When it comes to teaching kids to read in the early grades, we are not in line with best practices in the rest of the country. There is an overwhelming body of scientific evidence about what works and what doesn't, and as a jurisdiction the NWT is not following it. This is not teachers' fault. Methods for literacy instruction have not been taught in teachers' colleges.
We have adopted the BC curriculum now which includes standardized assessments for literacy and numeracy in grades 4, 7, 10 and 12, but we've ignored another key part of the BC system. In 2024, BC introduced early literacy screenings and structured literacy interventions in kindergarten to grade 3. We've not done it. If you wait until grade 4 before you find out that a kid is struggling to read, by that time students are supposed to be past learning to read; they need to be reading to learn. Letting kids fall so far behind makes everyone's life much more difficult, and it makes teachers' jobs unmanageable. Our failure to implement early literacy best practices is part of what is creating chaos in classrooms. Jordan's Principle funding alone cannot solve it.

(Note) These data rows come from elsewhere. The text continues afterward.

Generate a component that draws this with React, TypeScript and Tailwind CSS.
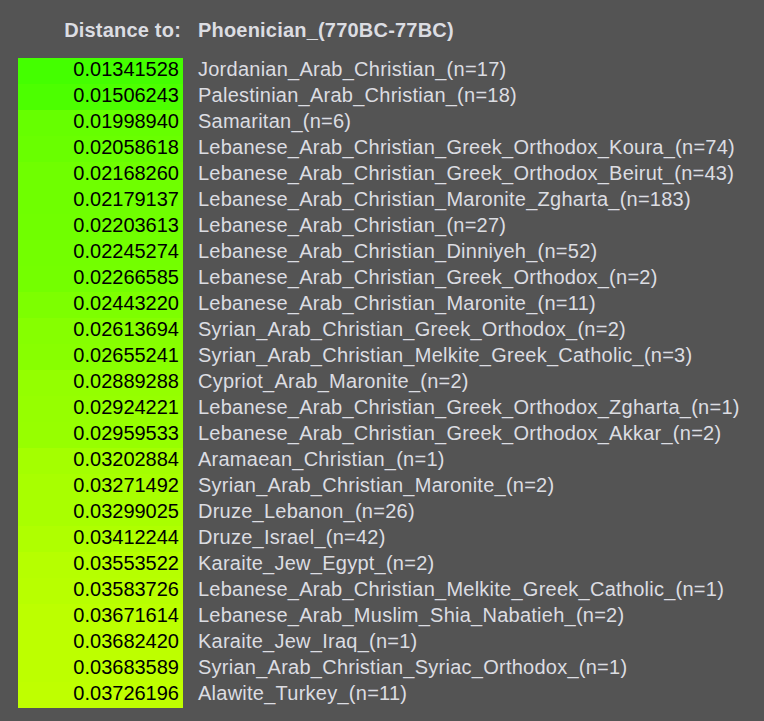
const target = "Phoenician_(770BC-77BC)";

const rows: [number, string][] = [
  [0.01341528, "Jordanian_Arab_Christian_(n=17)"],
  [0.01506243, "Palestinian_Arab_Christian_(n=18)"],
  [0.0199894, "Samaritan_(n=6)"],
  [0.02058618, "Lebanese_Arab_Christian_Greek_Orthodox_Koura_(n=74)"],
  [0.0216826, "Lebanese_Arab_Christian_Greek_Orthodox_Beirut_(n=43)"],
  [0.02179137, "Lebanese_Arab_Christian_Maronite_Zgharta_(n=183)"],
  [0.02203613, "Lebanese_Arab_Christian_(n=27)"],
  [0.02245274, "Lebanese_Arab_Christian_Dinniyeh_(n=52)"],
  [0.02266585, "Lebanese_Arab_Christian_Greek_Orthodox_(n=2)"],
  [0.0244322, "Lebanese_Arab_Christian_Maronite_(n=11)"],
  [0.02613694, "Syrian_Arab_Christian_Greek_Orthodox_(n=2)"],
  [0.02655241, "Syrian_Arab_Christian_Melkite_Greek_Catholic_(n=3)"],
  [0.02889288, "Cypriot_Arab_Maronite_(n=2)"],
  [0.02924221, "Lebanese_Arab_Christian_Greek_Orthodox_Zgharta_(n=1)"],
  [0.02959533, "Lebanese_Arab_Christian_Greek_Orthodox_Akkar_(n=2)"],
  [0.03202884, "Aramaean_Christian_(n=1)"],
  [0.03271492, "Syrian_Arab_Christian_Maronite_(n=2)"],
  [0.03299025, "Druze_Lebanon_(n=26)"],
  [0.03412244, "Druze_Israel_(n=42)"],
  [0.03553522, "Karaite_Jew_Egypt_(n=2)"],
  [0.03583726, "Lebanese_Arab_Christian_Melkite_Greek_Catholic_(n=1)"],
  [0.03671614, "Lebanese_Arab_Muslim_Shia_Nabatieh_(n=2)"],
  [0.0368242, "Karaite_Jew_Iraq_(n=1)"],
  [0.03683589, "Syrian_Arab_Christian_Syriac_Orthodox_(n=1)"],
  [0.03726196, "Alawite_Turkey_(n=11)"],
];

// red channel goes up with the distance, green stays full
function cellColor(v: number) {
  const min = rows[0][0];
  const max = rows[rows.length - 1][0];
  const r = Math.round(68 + ((v - min) / (max - min)) * 123);
  return `rgb(${r},255,0)`;
}

export default function App() {
  return (
    <div className="min-h-screen w-full bg-[#545454] pl-[18px] pt-[19px] font-['Liberation_Sans',Arial,sans-serif] text-[20px] text-[#dcdde2]">
      <div className="grid grid-cols-[165px_auto] gap-x-[15px]">
        <div className="pr-[2px] text-right font-bold leading-[22px] tracking-[0.2px]">Distance to:</div>
        <div className="font-bold leading-[22px] tracking-[0.2px]">{target}</div>
      </div>

      <div className="mt-[17px] grid grid-cols-[165px_auto] gap-x-[15px]">
        {rows.map(([v, name]) => (
          <div key={name} className="contents">
            <div
              className="h-[26px] pr-[4px] text-right leading-[22px] text-black"
              style={{ backgroundColor: cellColor(v) }}
            >
              {v.toFixed(8)}
            </div>
            <div className="h-[26px] whitespace-nowrap leading-[22px] tracking-[0.25px]">{name}</div>
          </div>
        ))}
      </div>
    </div>
  );
}
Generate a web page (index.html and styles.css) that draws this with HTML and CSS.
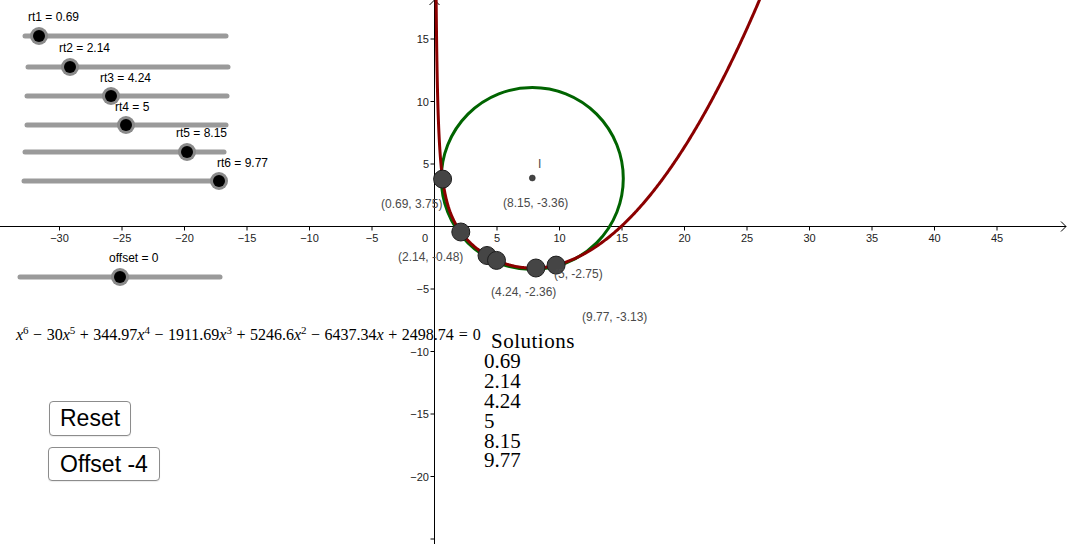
FILE: index.html
```html
<!DOCTYPE html>
<html>
<head>
<meta charset="utf-8">
<title>Solutions</title>
<link rel="stylesheet" href="styles.css">
</head>
<body>
<div class="applet">
  <svg class="graph" width="1069" height="544" viewBox="0 0 1069 544" xmlns="http://www.w3.org/2000/svg">
    <g class="axes">
      <line x1="0" y1="226.5" x2="1066" y2="226.5"/>
      <polyline class="arrow" points="1061,221.5 1066,226.5 1061,231.5"/>
      <line x1="434.5" y1="0" x2="434.5" y2="544"/>
      <polyline class="arrow" points="429.5,5 434.5,0 439.5,5"/>
    </g>
    <g id="ticks" class="ticks"></g>
    <g id="ticklabels" class="ticklabels"></g>

    <circle class="circ" cx="532.3" cy="178.5" r="91"/>
    <path id="redcurve" class="curve" d=""/>

    <circle class="center" cx="532.3" cy="178" r="3"/>
    <text class="plabel" x="538" y="164">I</text>

    <g class="pts">
      <circle cx="442.6" cy="179.1" r="9"/>
      <circle cx="460.8" cy="232" r="9"/>
      <circle cx="487" cy="255.5" r="9"/>
      <circle cx="496.5" cy="260.4" r="9"/>
      <circle cx="535.9" cy="268" r="9"/>
      <circle cx="556.1" cy="265.1" r="9"/>
    </g>
    <g class="plabels">
      <text class="plabel" x="381" y="204">(0.69, 3.75)</text>
      <text class="plabel" x="503" y="203">(8.15, -3.36)</text>
      <text class="plabel" x="398" y="257">(2.14, -0.48)</text>
      <text class="plabel" x="554" y="274">(5, -2.75)</text>
      <text class="plabel" x="491" y="292">(4.24, -2.36)</text>
      <text class="plabel" x="582" y="317">(9.77, -3.13)</text>
    </g>

    <g class="sliders">
      <line class="track" x1="25" y1="36" x2="226" y2="36"/>
      <circle class="knob-ring" cx="39" cy="36" r="9"/><circle class="knob" cx="39" cy="36" r="6"/>
      <text class="slabel" x="28" y="17">rt1 = 0.69</text>

      <line class="track" x1="28" y1="67" x2="228" y2="67"/>
      <circle class="knob-ring" cx="70" cy="67" r="9"/><circle class="knob" cx="70" cy="67" r="6"/>
      <text class="slabel" x="59" y="48">rt2 = 2.14</text>

      <line class="track" x1="27" y1="96" x2="227" y2="96"/>
      <circle class="knob-ring" cx="111" cy="96" r="9"/><circle class="knob" cx="111" cy="96" r="6"/>
      <text class="slabel" x="100" y="78">rt3 = 4.24</text>

      <line class="track" x1="27" y1="125" x2="226" y2="125"/>
      <circle class="knob-ring" cx="126" cy="125" r="9"/><circle class="knob" cx="126" cy="125" r="6"/>
      <text class="slabel" x="115" y="107">rt4 = 5</text>

      <line class="track" x1="25" y1="152" x2="224" y2="152"/>
      <circle class="knob-ring" cx="187" cy="152" r="9"/><circle class="knob" cx="187" cy="152" r="6"/>
      <text class="slabel" x="176" y="132.5">rt5 = 8.15</text>

      <line class="track" x1="24" y1="181" x2="224" y2="181"/>
      <circle class="knob-ring" cx="219" cy="181" r="9"/><circle class="knob" cx="219" cy="181" r="6"/>
      <text class="slabel" x="217" y="162.5">rt6 = 9.77</text>

      <line class="track" x1="20" y1="277" x2="220" y2="277"/>
      <circle class="knob-ring" cx="120" cy="277" r="9"/><circle class="knob" cx="120" cy="277" r="6"/>
      <text class="slabel" x="109" y="258">offset = 0</text>
    </g>
  </svg>

  <div class="equation"><i>x</i><sup>6</sup><span class="op">−</span>30<i>x</i><sup>5</sup><span class="op">+</span>344.97<i>x</i><sup>4</sup><span class="op">−</span>1911.69<i>x</i><sup>3</sup><span class="op">+</span>5246.6<i>x</i><sup>2</sup><span class="op">−</span>6437.34<i>x</i><span class="op">+</span>2498.74<span class="rel">=</span>0</div>

  <div class="solutions">
    <div class="sol-title">Solutions</div>
    <div>0.69</div>
    <div>2.14</div>
    <div>4.24</div>
    <div>5</div>
    <div>8.15</div>
    <div>9.77</div>
  </div>

  <div class="buttons">
    <button class="btn btn-reset">Reset</button>
    <button class="btn btn-offset">Offset -4</button>
  </div>
</div>
<script src="script.js"></script>
</body>
</html>
```

FILE: styles.css
```css
html, body {
  margin: 0;
  padding: 0;
  background: #ffffff;
  overflow: hidden;
}
.applet {
  position: relative;
  width: 1069px;
  height: 544px;
  background: #ffffff;
  font-family: "Liberation Sans", Arial, sans-serif;
}
.graph {
  display: block;
}
.axes line, .axes polyline, .ticks line {
  stroke: #000000;
  stroke-width: 1;
  fill: none;
}
.ticklabels text {
  font-family: "Liberation Sans", Arial, sans-serif;
  font-size: 11px;
  fill: #222222;
  dominant-baseline: central;
}
.circ {
  fill: none;
  stroke: #006400;
  stroke-width: 3;
}
.curve {
  fill: none;
  stroke: #8b0000;
  stroke-width: 3;
  stroke-linejoin: round;
}
.center {
  fill: #444444;
  stroke: #222222;
  stroke-width: 0.5;
}
.pts circle {
  fill: #454545;
  stroke: #1e1e1e;
  stroke-width: 1;
}
.plabel {
  font-family: "Liberation Sans", Arial, sans-serif;
  font-size: 12px;
  fill: #4a4a4a;
  dominant-baseline: central;
}
.track {
  stroke: #9a9a9a;
  stroke-width: 5;
  stroke-linecap: round;
}
.knob-ring {
  fill: #8a8a8a;
}
.knob {
  fill: #000000;
}
.slabel {
  font-family: "Liberation Sans", Arial, sans-serif;
  font-size: 12px;
  fill: #000000;
  dominant-baseline: central;
}
.equation {
  position: absolute;
  left: 16px;
  top: 325px;
  font-family: "Liberation Serif", "Times New Roman", serif;
  font-size: 16px;
  line-height: 20px;
  color: #000000;
  white-space: nowrap;
}
.equation i {
  font-style: italic;
}
.equation sup {
  font-size: 11px;
  vertical-align: 6px;
  line-height: 0;
}
.equation .op {
  margin: 0 4.5px;
}
.equation .rel {
  margin: 0 5px;
}
.solutions {
  position: absolute;
  left: 484px;
  top: 332px;
  font-family: "Liberation Serif", "Times New Roman", serif;
  font-size: 21px;
  line-height: 19.9px;
  color: #000000;
}
.sol-title {
  padding-left: 7px;
  letter-spacing: 0.5px;
}
.buttons {
  position: absolute;
  left: 48px;
  top: 401px;
  display: flex;
  flex-direction: column;
  align-items: flex-start;
  gap: 11px;
}
.btn {
  font-family: "Liberation Sans", Arial, sans-serif;
  font-size: 23px;
  color: #000000;
  background: #ffffff;
  border: 1px solid #8c8c8c;
  border-radius: 4px;
  padding: 0 10px;
  height: 35px;
  line-height: 33px;
  margin: 0;
  box-shadow: 0 1px 1px rgba(0,0,0,0.08);
}
.btn-reset {
  margin-left: 1px;
  width: 82px;
}
.btn-offset {
  width: 112px;
  height: 34px;
}
```

FILE: script.js
```js
(function () {
  var NS = "http://www.w3.org/2000/svg";
  var ox = 434.5, oy = 226.5, s = 12.5;
  var ticks = document.getElementById("ticks");
  var labels = document.getElementById("ticklabels");

  function mk(tag, attrs, text) {
    var el = document.createElementNS(NS, tag);
    for (var k in attrs) el.setAttribute(k, attrs[k]);
    if (text !== undefined) el.textContent = text;
    return el;
  }
  function fmt(v) {
    return v < 0 ? "\u2212" + Math.abs(v) : String(v);
  }

  for (var k = -30; k <= 45; k += 5) {
    if (k === 0) continue;
    var px = ox + k * s;
    ticks.appendChild(mk("line", { x1: px, y1: oy, x2: px, y2: oy + 4 }));
    labels.appendChild(mk("text", { x: px, y: 238, "text-anchor": "middle" }, fmt(k)));
  }
  for (var j = -25; j <= 15; j += 5) {
    if (j === 0) continue;
    var py = oy - j * s;
    ticks.appendChild(mk("line", { x1: ox - 4, y1: py, x2: ox, y2: py }));
    if (j > -25) {
      labels.appendChild(mk("text", { x: 429, y: py, "text-anchor": "end" }, fmt(j)));
    }
  }
  labels.appendChild(mk("text", { x: 425, y: 238, "text-anchor": "middle" }, "0"));

  function f(x) {
    return 0.06326 * x * x - 0.94907 * x - 0.22024 + 3.17045 / x;
  }
  var d = "";
  var x = 0.15;
  var first = true;
  while (x <= 26.6) {
    var X = 434 + x * 12.5;
    var Y = 226 - f(x) * 12.5;
    if (Y > -20) {
      d += (first ? "M" : "L") + X.toFixed(2) + "," + Y.toFixed(2) + " ";
      first = false;
    }
    var step = Math.min(0.05, 0.015 * x * x);
    x += step;
  }
  document.getElementById("redcurve").setAttribute("d", d);
})();
```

In 2022, the Ontario Human Rights Commission released a landmark report called Right to Read. It clearly lays out how the status quo approach has failed students and teachers and how this is actually a human rights violation, particularly for Indigenous students who are already at higher risk of falling through the cracks of the education system. The Right to Read report lays out a detailed path forward that has since been followed by the governments of Ontario, BC, and the Yukon, amongst others. Mr. Speaker, I ask for unanimous consent to conclude my statement.
Thank you, Mr. Speaker. Mr. Speaker, if we truly want to support teachers and set students early on on the best possible route to success, there is no time to waste in adopting early literacy best practices in the NWT as well. Thank you, Mr. Speaker.